Kami mengitari setengah telaga Dewi. Ke arah utara. Ternyata ada nampak sedikit tanda jalur untuk turun, menyamping ke kanan dari jalur ke arah puncak. Kami ikuti jalur itu.
Satu jam pertama jalur masih nampak cukup jelas. Kemudian jalur mulai membingungkan. Tidak jelas lagi. Maklum ini bukan jalur resmi.
Dengan mengandalkan perkiraan, kami terus turun di tengah rimba yang banyak pacetnya. Terus berjalan seolah tak ada ujungnya. Saya berjalan paling depan. Seorang teman sudah nampak kepayahan luar biasa.
Raut wajah kami waktu itu menyedihkan. Nyaris putus asa. Letih dan lapar. Badan sudah lemas dan gemetar. Hari sudah lewat pukul 13 tapi pintu ke luar dari rimba belum jelas.
Satu pun tidak ada yang paham navigasi. Berjalan hanya ikuti naluri. Setelah hampir enam jam berjalan tak menentu lewat atas punggungan akhirnya ada teman teriak "ada bungkus permen!".
Mendengar teriakan itu, dada rasa nyezzz sejuk. Seakan ada sinar terang tiba-tiba muncul dari kegelapan. Ada sampah artinya pernah ada manusia lewat.
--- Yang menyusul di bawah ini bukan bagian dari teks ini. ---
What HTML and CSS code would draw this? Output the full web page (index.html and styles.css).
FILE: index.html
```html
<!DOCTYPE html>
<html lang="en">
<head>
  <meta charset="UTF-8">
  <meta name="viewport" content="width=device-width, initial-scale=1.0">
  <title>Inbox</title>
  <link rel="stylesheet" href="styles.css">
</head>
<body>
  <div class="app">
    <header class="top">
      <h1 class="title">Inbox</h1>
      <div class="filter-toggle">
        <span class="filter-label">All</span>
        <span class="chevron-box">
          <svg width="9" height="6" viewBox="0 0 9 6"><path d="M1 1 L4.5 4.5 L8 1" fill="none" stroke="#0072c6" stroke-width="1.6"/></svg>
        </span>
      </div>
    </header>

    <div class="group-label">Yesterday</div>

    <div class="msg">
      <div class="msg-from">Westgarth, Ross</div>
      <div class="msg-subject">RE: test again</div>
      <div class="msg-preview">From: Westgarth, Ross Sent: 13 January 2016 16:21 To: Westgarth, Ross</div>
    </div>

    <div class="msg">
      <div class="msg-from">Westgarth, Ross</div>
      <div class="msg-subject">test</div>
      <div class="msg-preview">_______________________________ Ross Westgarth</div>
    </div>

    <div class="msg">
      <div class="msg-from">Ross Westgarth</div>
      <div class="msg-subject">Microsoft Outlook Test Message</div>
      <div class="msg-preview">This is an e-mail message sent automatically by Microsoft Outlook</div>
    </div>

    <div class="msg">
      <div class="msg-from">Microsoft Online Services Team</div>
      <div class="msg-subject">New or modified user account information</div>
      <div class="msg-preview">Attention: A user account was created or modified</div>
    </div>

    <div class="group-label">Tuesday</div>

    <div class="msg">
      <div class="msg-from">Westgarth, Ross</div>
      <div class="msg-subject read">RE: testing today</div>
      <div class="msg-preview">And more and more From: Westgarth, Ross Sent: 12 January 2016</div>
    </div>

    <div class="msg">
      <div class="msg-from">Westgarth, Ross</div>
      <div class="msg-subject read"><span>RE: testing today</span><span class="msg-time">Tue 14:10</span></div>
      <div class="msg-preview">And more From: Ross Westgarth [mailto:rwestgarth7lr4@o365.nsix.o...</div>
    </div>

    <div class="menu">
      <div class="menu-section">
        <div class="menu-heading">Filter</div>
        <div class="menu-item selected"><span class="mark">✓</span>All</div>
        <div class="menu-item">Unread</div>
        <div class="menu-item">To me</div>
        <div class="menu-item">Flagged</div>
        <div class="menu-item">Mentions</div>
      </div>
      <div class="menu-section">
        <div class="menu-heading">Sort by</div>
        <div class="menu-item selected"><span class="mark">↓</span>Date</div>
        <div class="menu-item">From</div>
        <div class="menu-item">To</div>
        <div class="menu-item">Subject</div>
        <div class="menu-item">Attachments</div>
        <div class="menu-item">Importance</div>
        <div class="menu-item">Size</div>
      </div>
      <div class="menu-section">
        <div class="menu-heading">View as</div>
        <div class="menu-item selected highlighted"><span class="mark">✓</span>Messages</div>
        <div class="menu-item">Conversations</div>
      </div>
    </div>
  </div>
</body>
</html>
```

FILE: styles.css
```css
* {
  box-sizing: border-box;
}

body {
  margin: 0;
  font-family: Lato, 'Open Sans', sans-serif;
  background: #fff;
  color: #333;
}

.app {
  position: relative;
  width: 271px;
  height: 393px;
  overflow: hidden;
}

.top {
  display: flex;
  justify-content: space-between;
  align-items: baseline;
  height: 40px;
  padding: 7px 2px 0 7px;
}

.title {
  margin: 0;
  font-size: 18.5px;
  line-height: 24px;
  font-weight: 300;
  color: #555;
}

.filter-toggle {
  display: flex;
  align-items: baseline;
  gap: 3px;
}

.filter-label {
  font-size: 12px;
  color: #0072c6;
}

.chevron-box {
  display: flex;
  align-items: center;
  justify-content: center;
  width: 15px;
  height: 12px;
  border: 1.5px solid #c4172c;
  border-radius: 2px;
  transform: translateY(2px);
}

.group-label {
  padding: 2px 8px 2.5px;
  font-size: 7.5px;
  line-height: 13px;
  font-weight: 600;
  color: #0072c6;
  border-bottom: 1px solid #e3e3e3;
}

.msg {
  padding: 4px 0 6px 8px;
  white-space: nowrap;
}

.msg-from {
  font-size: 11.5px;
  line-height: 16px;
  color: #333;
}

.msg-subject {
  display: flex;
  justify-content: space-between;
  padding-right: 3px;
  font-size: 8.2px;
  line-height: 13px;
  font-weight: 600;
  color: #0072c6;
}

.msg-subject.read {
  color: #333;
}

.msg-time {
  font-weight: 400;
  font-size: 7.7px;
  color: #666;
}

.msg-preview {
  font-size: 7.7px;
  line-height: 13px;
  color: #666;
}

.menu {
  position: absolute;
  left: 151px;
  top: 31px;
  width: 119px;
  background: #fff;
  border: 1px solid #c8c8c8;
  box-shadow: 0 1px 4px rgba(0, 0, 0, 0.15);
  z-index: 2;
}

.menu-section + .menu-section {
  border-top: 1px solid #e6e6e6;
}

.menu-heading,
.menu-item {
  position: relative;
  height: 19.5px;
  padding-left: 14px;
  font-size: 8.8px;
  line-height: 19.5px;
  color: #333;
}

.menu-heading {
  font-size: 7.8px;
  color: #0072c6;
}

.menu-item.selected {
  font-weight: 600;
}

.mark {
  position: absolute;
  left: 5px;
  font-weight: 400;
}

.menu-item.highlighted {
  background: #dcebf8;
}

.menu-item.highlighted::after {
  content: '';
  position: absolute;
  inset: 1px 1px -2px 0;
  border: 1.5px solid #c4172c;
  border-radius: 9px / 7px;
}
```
Saya celingak-celinguk mencari sampah lain. Benar saja, sambil terus turun, kami memunguti sampah plastik lainnya yang ditinggalkan entah siapa, mungkin pendaki, mungkin warga lokal pencari kayu. Sampah-sampah itu jadi penuntun langkah kami.
Hingga sekitar pukul 16.30 WIB kami melihat sinar terang menerobos celah pepohonan rimba. Jalan kami percepat. Ternyata benar. Kami pun tiba di pinggir kebun tebu warga, kemudian pergi ke jalan yang mengarah ke ngarai Sianok. Hari sudah pukul 17.00, artinya, kami telah berjalan seharian tanpa makan dan minum.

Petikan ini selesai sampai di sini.